▶ Exercise
Where the data below has the string "this", return the whole line.

Records excerpted from a collection
.....

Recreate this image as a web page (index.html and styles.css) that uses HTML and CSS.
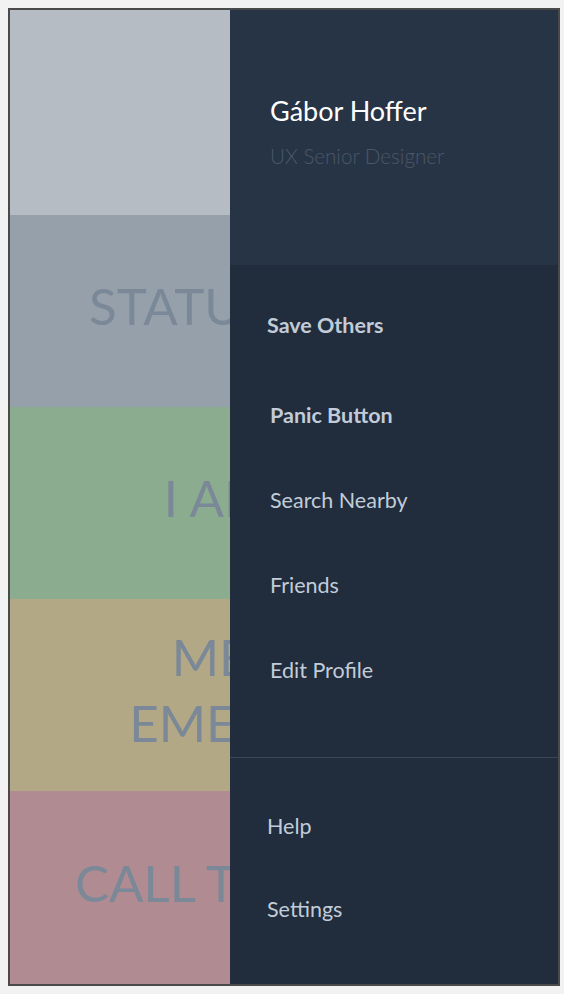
FILE: index.html
```html
<!DOCTYPE html>
<html lang="en">
<head>
<meta charset="utf-8">
<title>Menu</title>
<link rel="stylesheet" href="styles.css">
</head>
<body>
<div class="phone">
  <div class="screens-clip">
    <div class="screens">
      <div class="tile tile-top"></div>
      <div class="tile tile-status"><span class="tile-label">STATUS UPDATE</span></div>
      <div class="tile tile-safe"><span class="tile-label">I AM SAFE</span></div>
      <div class="tile tile-medical"><span class="tile-label">MEDICAL<br>EMERGENCY</span></div>
      <div class="tile tile-call"><span class="tile-label">CALL THE POLICE</span></div>
    </div>
  </div>
  <nav class="drawer">
    <header class="profile">
      <div class="profile-name">Gábor Hoffer</div>
      <div class="profile-role">UX Senior Designer</div>
    </header>
    <div class="menu">
      <ul class="menu-main">
        <li class="item item-bold item-section">Save Others</li>
        <li class="item item-bold item-gap">Panic Button</li>
        <li class="item">Search Nearby</li>
        <li class="item">Friends</li>
        <li class="item">Edit Profile</li>
      </ul>
      <ul class="menu-footer">
        <li class="item item-foot">Help</li>
        <li class="item item-foot">Settings</li>
      </ul>
    </div>
  </nav>
</div>
</body>
</html>
```
FILE: styles.css
```css
* { box-sizing: border-box; }
html, body { margin: 0; padding: 0; }
body {
  background: #f2f2f2;
  padding: 8px;
  font-family: "Lato", "Noto Sans", sans-serif;
}
.phone {
  display: flex;
  width: 552px;
  height: 978px;
  border: 2px solid #4a4a4a;
  overflow: hidden;
}
.screens-clip {
  width: 220px;
  flex: none;
  overflow: hidden;
}
.screens {
  display: flex;
  flex-direction: column;
  width: 548px;
  height: 100%;
}
.tile {
  height: 192px;
  flex: none;
  display: flex;
  align-items: center;
  justify-content: center;
  text-align: center;
  padding-bottom: 10px;
}
.tile-top { height: 205px; background: #b5bcc4; }
.tile-status { background: #95a0aa; }
.tile-safe { background: #8cac8f; }
.tile-medical { background: #b2a886; }
.tile-call { background: #b08b92; flex: 1; }
.tile-label {
  font-size: 51px;
  line-height: 66px;
  color: #7b8898;
  white-space: nowrap;
}
.drawer {
  width: 328px;
  flex: none;
  display: flex;
  flex-direction: column;
}
.profile {
  height: 255px;
  flex: none;
  background: #273445;
  padding: 85px 0 0 40px;
}
.profile-name {
  font-size: 27px;
  line-height: 32px;
  color: #ffffff;
}
.profile-role {
  margin-top: 16px;
  font-size: 20.6px;
  line-height: 26px;
  font-weight: 300;
  color: #4b5768;
}
.menu {
  flex: 1;
  background: #212d3d;
  display: flex;
  flex-direction: column;
}
.menu ul { list-style: none; margin: 0; }
.menu-main {
  height: 493px;
  padding: 18px 0 0 0;
  border-bottom: 1px solid #3a4656;
}
.menu-footer {
  padding: 27px 0 0 0;
}
.item {
  height: 85px;
  line-height: 85px;
  padding-left: 40px;
  font-size: 21.5px;
  color: #c1ccd8;
}
.item-bold { font-weight: 700; }
.item-section { padding-left: 37px; }
.item-gap { margin-top: 5px; }
.item-foot { height: 83px; line-height: 83px; padding-left: 37px; }
```
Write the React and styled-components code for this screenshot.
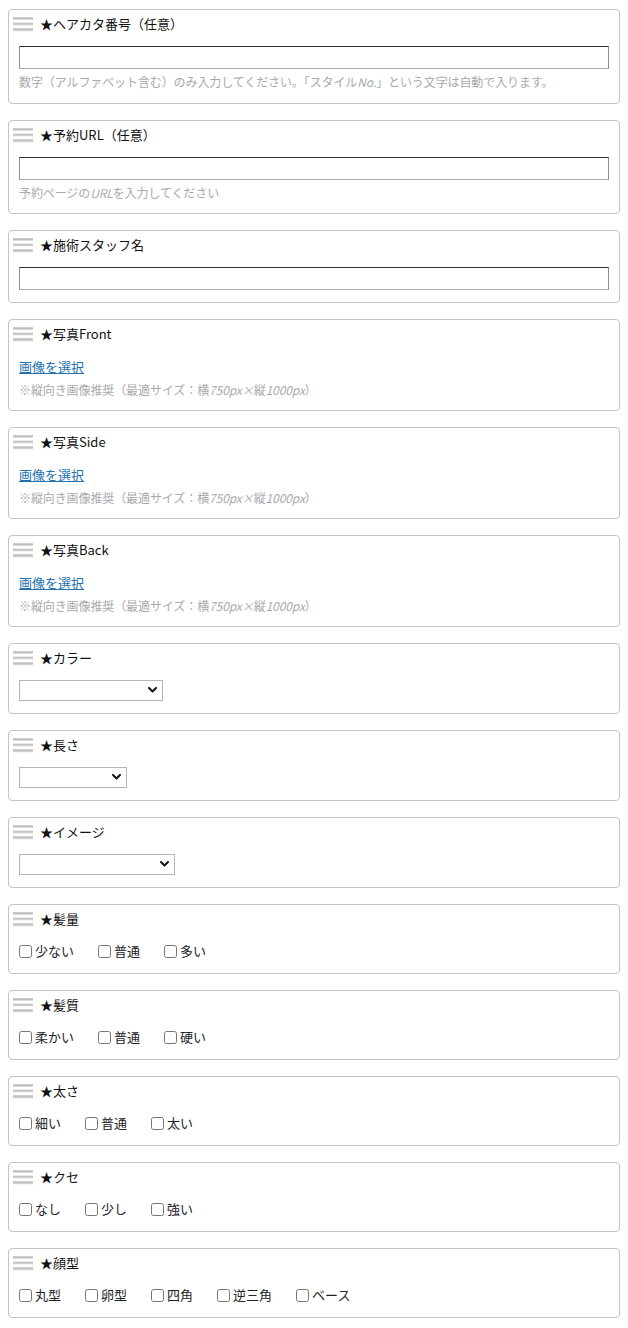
import React from "react";
import styled, { createGlobalStyle } from "styled-components";

const Global = createGlobalStyle`
  html, body { margin: 0; padding: 0; background: #fff; }
  body {
    font-family: "Noto Sans CJK JP", "Liberation Sans", sans-serif;
    color: #1d2327;
  }
`;

const Page = styled.main`
  padding: 9px 8px 0;
`;

const Card = styled.section`
  border: 1px solid #c3c4c7;
  border-radius: 4px;
  padding: 0 10px 12px;
  margin-bottom: 16px;
  background: #fff;
`;

const Header = styled.div`
  display: flex;
  align-items: center;
  gap: 7px;
  height: 28px;
  margin: 0 0 8px -6px;
`;

const Title = styled.h3`
  margin: 0;
  font-size: 13px;
  font-weight: 400;
  line-height: 18px;
  color: #111;
`;

const TextInput = styled.input`
  display: block;
  box-sizing: border-box;
  width: 100%;
  height: 23px;
  margin: 0;
  padding: 0 4px;
  border: 1px solid #8c8f94;
  border-top-color: #2c3338;
  border-bottom-color: #a7aaad;
  border-radius: 0;
  background: #fff;
  font: inherit;
  font-size: 13px;
  outline: none;
`;

const Desc = styled.p`
  margin: 4px 0 0;
  font-size: 12px;
  line-height: ${(p) => (p.$tall ? "17.5px" : "17px")};
  height: ${(p) => (p.$tall ? "17.5px" : "17px")};
  color: #a7aaad;
  white-space: nowrap;
  letter-spacing: -0.1px;
`;

const Em = styled.i`
  font-style: italic;
`;

const PickLink = styled.a`
  display: block;
  font-size: 13px;
  line-height: 21px;
  height: 21px;
  color: #2271b1;
  text-decoration: underline;
  width: max-content;
  cursor: pointer;
`;

const SelectWrap = styled.div`
  position: relative;
  width: ${(p) => p.$w}px;
  height: 21px;
`;

const Select = styled.select`
  appearance: none;
  -webkit-appearance: none;
  box-sizing: border-box;
  width: 100%;
  height: 21px;
  margin: 0;
  padding: 0 20px 0 4px;
  border: 1px solid #b4b6b9;
  border-radius: 0;
  background: #fff;
  font: inherit;
  font-size: 13px;
  color: #111;
  outline: none;
  display: block;
`;

const Chevron = styled.svg`
  position: absolute;
  right: 6px;
  top: 7px;
  width: 9px;
  height: 6px;
  pointer-events: none;
`;

const CheckRow = styled.div`
  display: flex;
  align-items: center;
  height: 20px;
  gap: 24px;
`;

const CheckLabel = styled.label`
  display: inline-flex;
  align-items: center;
  font-size: 13px;
  line-height: 20px;
  color: #1d2327;
  white-space: nowrap;
`;

const Box = styled.input`
  width: 13px;
  height: 13px;
  margin: 0 3px 0 0;
`;

function Handle() {
  return (
    <svg width="20" height="16" viewBox="0 0 20 16" aria-hidden="true">
      <defs>
        <linearGradient id="hg" x1="0" y1="0" x2="0" y2="1">
          <stop offset="0" stopColor="#d6d6d6" />
          <stop offset="0.5" stopColor="#bdbdbd" />
          <stop offset="1" stopColor="#ececec" />
        </linearGradient>
      </defs>
      <rect x="0" y="1" width="20" height="3" fill="url(#hg)" />
      <rect x="0" y="6.5" width="20" height="3" fill="url(#hg)" />
      <rect x="0" y="12" width="20" height="3.5" fill="url(#hg)" />
    </svg>
  );
}

function Field({ title, children }) {
  return (
    <Card>
      <Header>
        <Handle />
        <Title>{title}</Title>
      </Header>
      {children}
    </Card>
  );
}

function DropDown({ w }) {
  return (
    <SelectWrap $w={w}>
      <Select defaultValue="">
        <option value=""></option>
      </Select>
      <Chevron viewBox="0 0 9 6">
        <path d="M1 1 L4.5 4.5 L8 1" fill="none" stroke="#111" strokeWidth="2" strokeLinecap="round" strokeLinejoin="round" />
      </Chevron>
    </SelectWrap>
  );
}

function Checks({ items }) {
  return (
    <CheckRow>
      {items.map((t) => (
        <CheckLabel key={t}>
          <Box type="checkbox" />
          {t}
        </CheckLabel>
      ))}
    </CheckRow>
  );
}

function Photo({ name }) {
  return (
    <Field title={`★写真${name}`}>
      <PickLink>画像を選択</PickLink>
      <Desc>
        ※縦向き画像推奨（最適サイズ：横<Em>750px×</Em>縦<Em>1000px</Em>）
      </Desc>
    </Field>
  );
}

export default function App() {
  return (
    <>
      <Global />
      <Page>
        <Field title="★ヘアカタ番号（任意）">
          <TextInput type="text" />
          <Desc $tall>
            数字（アルファベット含む）のみ入力してください。「スタイル<Em>No.</Em>」という文字は自動で入ります。
          </Desc>
        </Field>
        <Field title="★予約URL（任意）">
          <TextInput type="text" />
          <Desc $tall>
            予約ページの<Em>URL</Em>を入力してください
          </Desc>
        </Field>
        <Field title="★施術スタッフ名">
          <TextInput type="text" />
        </Field>
        <Photo name="Front" />
        <Photo name="Side" />
        <Photo name="Back" />
        <Field title="★カラー">
          <DropDown w={144} />
        </Field>
        <Field title="★長さ">
          <DropDown w={108} />
        </Field>
        <Field title="★イメージ">
          <DropDown w={156} />
        </Field>
        <Field title="★髪量">
          <Checks items={["少ない", "普通", "多い"]} />
        </Field>
        <Field title="★髪質">
          <Checks items={["柔かい", "普通", "硬い"]} />
        </Field>
        <Field title="★太さ">
          <Checks items={["細い", "普通", "太い"]} />
        </Field>
        <Field title="★クセ">
          <Checks items={["なし", "少し", "強い"]} />
        </Field>
        <Field title="★顔型">
          <Checks items={["丸型", "卵型", "四角", "逆三角", "ベース"]} />
        </Field>
      </Page>
    </>
  );
}
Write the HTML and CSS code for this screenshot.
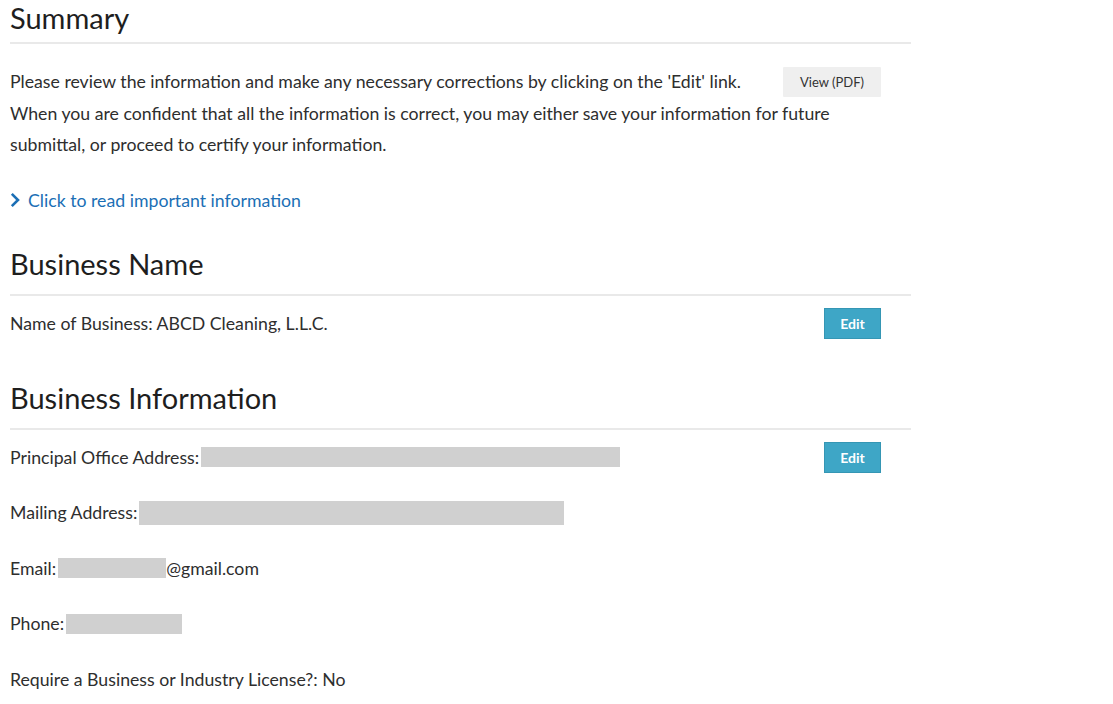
FILE: index.html
```html
<!DOCTYPE html>
<html lang="en">
<head>
<meta charset="utf-8">
<title>Summary</title>
<link rel="stylesheet" href="styles.css">
</head>
<body>
<main class="page">
  <section class="section summary">
    <h1 class="heading heading-main">Summary</h1>
    <div class="intro">
      <button class="btn btn-light" type="button">View (PDF)</button>
      <p class="intro-text">Please review the information and make any necessary corrections by clicking on the 'Edit' link.<br>When you are confident that all the information is correct, you may either save your information for future submittal, or proceed to certify your information.</p>
    </div>
    <a class="info-link" href="#"><svg class="chev" width="10" height="16" viewBox="0 0 10 16"><path d="M1.8 1.8 L8 8 L1.8 14.2" fill="none" stroke="#1b6fb5" stroke-width="2.6"/></svg>Click to read important information</a>
  </section>

  <section class="section">
    <h2 class="heading">Business Name</h2>
    <div class="row">
      <div class="field">Name of Business: ABCD Cleaning, L.L.C.</div>
      <button class="btn btn-edit" type="button">Edit</button>
    </div>
  </section>

  <section class="section">
    <h2 class="heading">Business Information</h2>
    <div class="row">
      <div class="field">Principal Office Address:<span class="redact r-office"></span></div>
      <button class="btn btn-edit" type="button">Edit</button>
    </div>
    <div class="row">
      <div class="field">Mailing Address:<span class="redact r-mail"></span></div>
    </div>
    <div class="row">
      <div class="field">Email:<span class="redact r-email"></span>@gmail.com</div>
    </div>
    <div class="row">
      <div class="field">Phone:<span class="redact r-phone"></span></div>
    </div>
    <div class="row">
      <div class="field">Require a Business or Industry License?: No</div>
    </div>
  </section>
</main>
</body>
</html>
```

FILE: styles.css
```css
* { box-sizing: border-box; }
html, body { margin: 0; padding: 0; background: #fff; }
body {
  font-family: Lato, "Liberation Sans", sans-serif;
  color: #2e2e2e;
  font-size: 17.7px;
}
.page {
  width: 911px;
  padding-left: 10px;
}
.heading {
  margin: 0;
  font-weight: 400;
  font-size: 29px;
  line-height: 36px;
  color: #1e1e1e;
  border-bottom: 2px solid #e9e9e9;
  padding-bottom: 12px;
}
.heading-main { padding-bottom: 6px; }
.intro {
  margin-top: 22px;
  padding-right: 30px;
}
.intro-text {
  margin: 0;
  line-height: 31.5px;
}
.btn {
  border: 0;
  font-family: inherit;
  cursor: pointer;
  flex: none;
}
.btn-light {
  float: right;
  margin-top: 1px;
  width: 98px;
  height: 30px;
  background: #efefef;
  color: #333;
  font-size: 13px;
  border-radius: 1px;
}
.info-link {
  display: inline-flex;
  align-items: center;
  gap: 8px;
  margin-top: 29px;
  color: #1b6fb5;
  text-decoration: none;
}
.chev { display: block; }
.summary { padding-bottom: 6px; }
.section + .section { margin-top: 28px; }
.row {
  display: flex;
  justify-content: space-between;
  align-items: center;
  height: 55.5px;
  padding-right: 30px;
}
.field { display: flex; align-items: center; }
.btn-edit {
  width: 57px;
  height: 31px;
  background: #3ea6c6;
  color: #fff;
  font-size: 14px;
  font-weight: 700;
  border: 1px solid #3596b4;
}
.redact {
  display: inline-block;
  background: #d0d0d0;
  height: 20px;
  margin-left: 2px;
}
.r-office { width: 419px; }
.r-mail { width: 425px; height: 24px; }
.r-email { width: 108px; }
.r-phone { width: 116px; }
```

.....

▶ Complete response
Recreate this image as a web page (index.html and styles.css) that uses HTML and CSS.
Write the React and styled-components code for this screenshot.
Write the HTML and CSS code for this screenshot.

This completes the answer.